— START —

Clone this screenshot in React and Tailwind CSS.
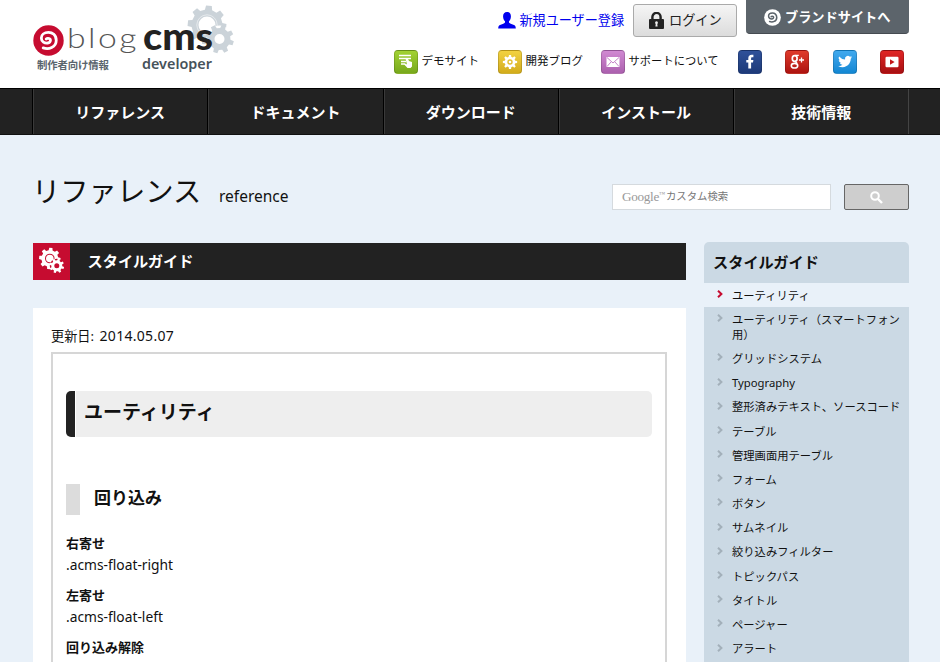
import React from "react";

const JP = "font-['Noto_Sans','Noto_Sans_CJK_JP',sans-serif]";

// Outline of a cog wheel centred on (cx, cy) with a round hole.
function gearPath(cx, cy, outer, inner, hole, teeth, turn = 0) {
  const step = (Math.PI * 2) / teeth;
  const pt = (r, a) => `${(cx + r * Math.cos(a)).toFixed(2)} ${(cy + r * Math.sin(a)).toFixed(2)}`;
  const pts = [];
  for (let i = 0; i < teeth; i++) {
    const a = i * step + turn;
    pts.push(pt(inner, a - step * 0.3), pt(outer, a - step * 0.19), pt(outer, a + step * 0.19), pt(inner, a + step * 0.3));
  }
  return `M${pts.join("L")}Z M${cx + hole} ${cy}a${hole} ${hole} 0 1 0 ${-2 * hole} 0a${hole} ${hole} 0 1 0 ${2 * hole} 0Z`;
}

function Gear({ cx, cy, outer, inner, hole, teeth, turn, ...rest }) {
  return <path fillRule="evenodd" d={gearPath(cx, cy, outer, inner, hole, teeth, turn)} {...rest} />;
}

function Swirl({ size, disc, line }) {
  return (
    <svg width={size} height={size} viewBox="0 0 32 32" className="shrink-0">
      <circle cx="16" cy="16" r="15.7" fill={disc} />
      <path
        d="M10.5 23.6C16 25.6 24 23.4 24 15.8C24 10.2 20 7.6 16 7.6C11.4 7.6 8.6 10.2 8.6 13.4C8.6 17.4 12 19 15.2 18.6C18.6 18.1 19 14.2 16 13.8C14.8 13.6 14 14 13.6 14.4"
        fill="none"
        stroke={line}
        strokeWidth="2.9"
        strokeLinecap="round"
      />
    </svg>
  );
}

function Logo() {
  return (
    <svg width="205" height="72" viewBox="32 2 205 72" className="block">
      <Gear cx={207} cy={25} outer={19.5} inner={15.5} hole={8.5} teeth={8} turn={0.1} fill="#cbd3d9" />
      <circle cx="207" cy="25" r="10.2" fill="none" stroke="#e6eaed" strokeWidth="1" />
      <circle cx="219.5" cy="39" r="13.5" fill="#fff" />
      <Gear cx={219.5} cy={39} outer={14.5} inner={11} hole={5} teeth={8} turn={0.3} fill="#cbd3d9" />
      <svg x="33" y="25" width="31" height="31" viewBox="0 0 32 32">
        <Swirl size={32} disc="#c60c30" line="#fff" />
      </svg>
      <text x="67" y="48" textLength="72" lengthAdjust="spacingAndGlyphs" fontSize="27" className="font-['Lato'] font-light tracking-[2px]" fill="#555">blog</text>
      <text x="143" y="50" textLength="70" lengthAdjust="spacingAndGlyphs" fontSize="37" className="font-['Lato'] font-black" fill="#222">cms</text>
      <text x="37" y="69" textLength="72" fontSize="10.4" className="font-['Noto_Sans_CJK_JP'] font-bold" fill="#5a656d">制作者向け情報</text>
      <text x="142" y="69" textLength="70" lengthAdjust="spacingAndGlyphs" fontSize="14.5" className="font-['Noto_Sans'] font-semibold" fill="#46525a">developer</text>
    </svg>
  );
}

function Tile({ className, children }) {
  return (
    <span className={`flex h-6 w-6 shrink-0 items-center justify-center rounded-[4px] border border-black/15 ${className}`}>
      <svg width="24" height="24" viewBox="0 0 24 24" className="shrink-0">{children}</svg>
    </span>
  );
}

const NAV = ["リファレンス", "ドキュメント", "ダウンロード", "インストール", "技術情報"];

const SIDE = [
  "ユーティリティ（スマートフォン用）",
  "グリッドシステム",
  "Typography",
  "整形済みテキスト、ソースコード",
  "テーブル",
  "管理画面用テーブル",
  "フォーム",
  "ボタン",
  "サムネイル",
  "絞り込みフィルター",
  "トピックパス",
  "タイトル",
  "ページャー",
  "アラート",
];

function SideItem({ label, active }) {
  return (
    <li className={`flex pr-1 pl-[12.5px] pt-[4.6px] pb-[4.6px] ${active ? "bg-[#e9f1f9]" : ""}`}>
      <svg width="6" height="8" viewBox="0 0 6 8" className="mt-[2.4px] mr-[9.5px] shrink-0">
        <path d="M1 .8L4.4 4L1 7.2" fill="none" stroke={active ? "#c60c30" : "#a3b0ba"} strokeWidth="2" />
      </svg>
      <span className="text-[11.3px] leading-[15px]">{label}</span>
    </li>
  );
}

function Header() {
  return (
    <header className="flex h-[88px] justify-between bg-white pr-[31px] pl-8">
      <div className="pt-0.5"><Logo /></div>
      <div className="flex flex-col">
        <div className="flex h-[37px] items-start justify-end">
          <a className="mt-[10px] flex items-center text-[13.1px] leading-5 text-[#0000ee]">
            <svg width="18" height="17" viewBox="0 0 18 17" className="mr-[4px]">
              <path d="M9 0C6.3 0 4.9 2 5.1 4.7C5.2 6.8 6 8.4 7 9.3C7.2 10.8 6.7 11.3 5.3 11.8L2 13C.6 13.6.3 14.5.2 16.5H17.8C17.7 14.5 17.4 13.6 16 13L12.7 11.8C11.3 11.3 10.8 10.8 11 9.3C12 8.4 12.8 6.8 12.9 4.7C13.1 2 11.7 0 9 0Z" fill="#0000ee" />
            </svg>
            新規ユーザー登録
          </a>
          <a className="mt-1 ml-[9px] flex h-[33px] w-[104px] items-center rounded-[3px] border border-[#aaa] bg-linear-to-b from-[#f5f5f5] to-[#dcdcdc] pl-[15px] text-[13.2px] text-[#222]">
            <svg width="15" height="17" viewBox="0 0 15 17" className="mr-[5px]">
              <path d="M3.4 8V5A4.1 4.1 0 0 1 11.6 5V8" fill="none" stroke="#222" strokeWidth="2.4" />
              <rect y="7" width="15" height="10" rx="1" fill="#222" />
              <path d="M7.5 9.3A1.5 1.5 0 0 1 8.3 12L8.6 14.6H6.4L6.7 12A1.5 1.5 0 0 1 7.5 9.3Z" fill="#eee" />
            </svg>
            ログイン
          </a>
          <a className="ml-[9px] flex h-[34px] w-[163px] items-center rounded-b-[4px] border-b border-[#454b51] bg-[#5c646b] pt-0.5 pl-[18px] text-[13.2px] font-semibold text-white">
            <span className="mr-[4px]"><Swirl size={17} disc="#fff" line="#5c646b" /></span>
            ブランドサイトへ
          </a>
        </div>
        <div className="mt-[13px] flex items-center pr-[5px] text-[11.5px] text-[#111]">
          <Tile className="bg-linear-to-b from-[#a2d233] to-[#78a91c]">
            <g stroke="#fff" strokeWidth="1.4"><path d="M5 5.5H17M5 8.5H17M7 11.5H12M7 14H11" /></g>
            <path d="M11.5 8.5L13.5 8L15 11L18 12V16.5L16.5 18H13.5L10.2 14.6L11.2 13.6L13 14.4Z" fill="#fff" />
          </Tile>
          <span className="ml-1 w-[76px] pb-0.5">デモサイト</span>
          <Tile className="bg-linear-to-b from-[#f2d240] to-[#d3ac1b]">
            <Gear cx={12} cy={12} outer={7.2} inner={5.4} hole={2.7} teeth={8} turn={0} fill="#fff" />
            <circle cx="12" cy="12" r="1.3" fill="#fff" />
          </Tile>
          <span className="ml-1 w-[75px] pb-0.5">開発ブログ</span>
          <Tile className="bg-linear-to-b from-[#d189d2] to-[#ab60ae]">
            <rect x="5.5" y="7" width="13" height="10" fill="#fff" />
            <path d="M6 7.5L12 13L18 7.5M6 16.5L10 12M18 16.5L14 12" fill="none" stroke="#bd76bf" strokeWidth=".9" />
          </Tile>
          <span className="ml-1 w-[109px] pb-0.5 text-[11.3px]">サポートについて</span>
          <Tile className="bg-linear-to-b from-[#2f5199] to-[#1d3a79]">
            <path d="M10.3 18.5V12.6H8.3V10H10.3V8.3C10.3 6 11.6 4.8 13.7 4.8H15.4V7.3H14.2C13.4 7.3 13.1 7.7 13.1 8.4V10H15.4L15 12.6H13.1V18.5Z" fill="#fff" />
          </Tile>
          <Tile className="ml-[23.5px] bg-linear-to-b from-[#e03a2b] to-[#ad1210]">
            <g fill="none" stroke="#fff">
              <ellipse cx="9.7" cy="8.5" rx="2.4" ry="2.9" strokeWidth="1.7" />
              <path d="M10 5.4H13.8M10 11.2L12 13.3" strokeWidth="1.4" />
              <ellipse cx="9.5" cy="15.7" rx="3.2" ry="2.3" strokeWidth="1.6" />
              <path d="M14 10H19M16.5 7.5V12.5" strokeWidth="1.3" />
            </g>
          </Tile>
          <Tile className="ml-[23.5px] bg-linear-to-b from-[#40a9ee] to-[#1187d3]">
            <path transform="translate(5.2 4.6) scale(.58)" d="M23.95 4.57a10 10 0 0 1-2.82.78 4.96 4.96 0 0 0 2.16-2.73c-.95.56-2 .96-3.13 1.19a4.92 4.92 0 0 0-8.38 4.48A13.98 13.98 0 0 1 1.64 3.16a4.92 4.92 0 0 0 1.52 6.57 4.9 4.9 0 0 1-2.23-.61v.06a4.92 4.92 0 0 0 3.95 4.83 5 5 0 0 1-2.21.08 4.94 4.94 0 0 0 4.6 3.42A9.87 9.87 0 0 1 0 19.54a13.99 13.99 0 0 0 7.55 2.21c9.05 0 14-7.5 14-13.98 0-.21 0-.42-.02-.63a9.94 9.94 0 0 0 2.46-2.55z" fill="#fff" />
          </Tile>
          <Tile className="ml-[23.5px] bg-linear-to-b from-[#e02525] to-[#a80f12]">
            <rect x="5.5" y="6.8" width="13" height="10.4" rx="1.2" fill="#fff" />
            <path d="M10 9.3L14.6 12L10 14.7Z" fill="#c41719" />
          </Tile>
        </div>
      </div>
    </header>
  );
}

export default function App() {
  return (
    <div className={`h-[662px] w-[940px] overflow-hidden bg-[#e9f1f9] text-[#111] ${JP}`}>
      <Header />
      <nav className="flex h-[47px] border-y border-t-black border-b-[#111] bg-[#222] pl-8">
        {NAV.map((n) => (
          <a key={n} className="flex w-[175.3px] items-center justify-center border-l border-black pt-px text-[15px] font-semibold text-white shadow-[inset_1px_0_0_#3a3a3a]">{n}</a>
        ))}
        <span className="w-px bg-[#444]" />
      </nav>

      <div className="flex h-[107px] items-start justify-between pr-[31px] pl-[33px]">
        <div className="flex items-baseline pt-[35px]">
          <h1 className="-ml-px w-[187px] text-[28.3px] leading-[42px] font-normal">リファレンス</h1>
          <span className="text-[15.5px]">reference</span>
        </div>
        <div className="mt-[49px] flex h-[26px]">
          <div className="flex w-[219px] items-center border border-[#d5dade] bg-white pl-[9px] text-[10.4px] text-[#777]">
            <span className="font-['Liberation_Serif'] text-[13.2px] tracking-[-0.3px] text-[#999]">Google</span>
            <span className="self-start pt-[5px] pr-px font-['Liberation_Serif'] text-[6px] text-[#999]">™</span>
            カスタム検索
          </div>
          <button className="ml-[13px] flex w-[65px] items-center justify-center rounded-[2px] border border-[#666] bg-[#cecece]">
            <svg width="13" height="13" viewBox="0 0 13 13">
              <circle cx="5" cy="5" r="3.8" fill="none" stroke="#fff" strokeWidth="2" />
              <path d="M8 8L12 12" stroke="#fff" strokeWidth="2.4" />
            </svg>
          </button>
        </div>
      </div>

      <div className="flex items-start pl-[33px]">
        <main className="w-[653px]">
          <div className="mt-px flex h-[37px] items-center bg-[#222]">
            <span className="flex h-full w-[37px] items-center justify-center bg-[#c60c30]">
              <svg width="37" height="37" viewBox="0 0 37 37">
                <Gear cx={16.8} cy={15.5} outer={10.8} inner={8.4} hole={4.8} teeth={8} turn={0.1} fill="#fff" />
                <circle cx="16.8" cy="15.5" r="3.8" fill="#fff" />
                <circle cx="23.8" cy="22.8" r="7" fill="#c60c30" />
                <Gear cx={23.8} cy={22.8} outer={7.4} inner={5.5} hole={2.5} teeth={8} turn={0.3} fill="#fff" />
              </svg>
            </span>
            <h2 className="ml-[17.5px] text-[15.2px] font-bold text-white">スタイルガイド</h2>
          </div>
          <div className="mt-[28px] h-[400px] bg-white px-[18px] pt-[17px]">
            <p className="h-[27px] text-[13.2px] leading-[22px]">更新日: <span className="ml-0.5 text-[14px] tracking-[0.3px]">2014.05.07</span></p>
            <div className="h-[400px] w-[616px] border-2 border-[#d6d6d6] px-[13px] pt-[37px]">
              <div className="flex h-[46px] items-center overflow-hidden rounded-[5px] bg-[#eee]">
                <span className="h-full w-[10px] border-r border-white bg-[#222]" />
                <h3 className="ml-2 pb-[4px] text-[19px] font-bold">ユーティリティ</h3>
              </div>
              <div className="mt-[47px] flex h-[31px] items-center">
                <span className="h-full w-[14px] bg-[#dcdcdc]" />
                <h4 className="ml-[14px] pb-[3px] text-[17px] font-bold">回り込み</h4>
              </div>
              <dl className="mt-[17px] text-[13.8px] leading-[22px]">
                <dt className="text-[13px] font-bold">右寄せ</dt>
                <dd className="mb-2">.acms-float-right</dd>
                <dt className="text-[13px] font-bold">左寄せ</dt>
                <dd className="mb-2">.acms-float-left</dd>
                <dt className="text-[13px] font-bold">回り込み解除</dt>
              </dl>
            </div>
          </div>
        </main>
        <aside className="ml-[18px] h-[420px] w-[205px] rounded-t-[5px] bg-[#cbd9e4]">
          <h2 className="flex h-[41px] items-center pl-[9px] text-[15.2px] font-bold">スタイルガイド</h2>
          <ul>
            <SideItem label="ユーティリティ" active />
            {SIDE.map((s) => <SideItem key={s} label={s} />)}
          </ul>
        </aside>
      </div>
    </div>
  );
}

— END —

[Objective] Using the listing above, work out how many of its lines include "React", and give only the result.

[Response to this task] 2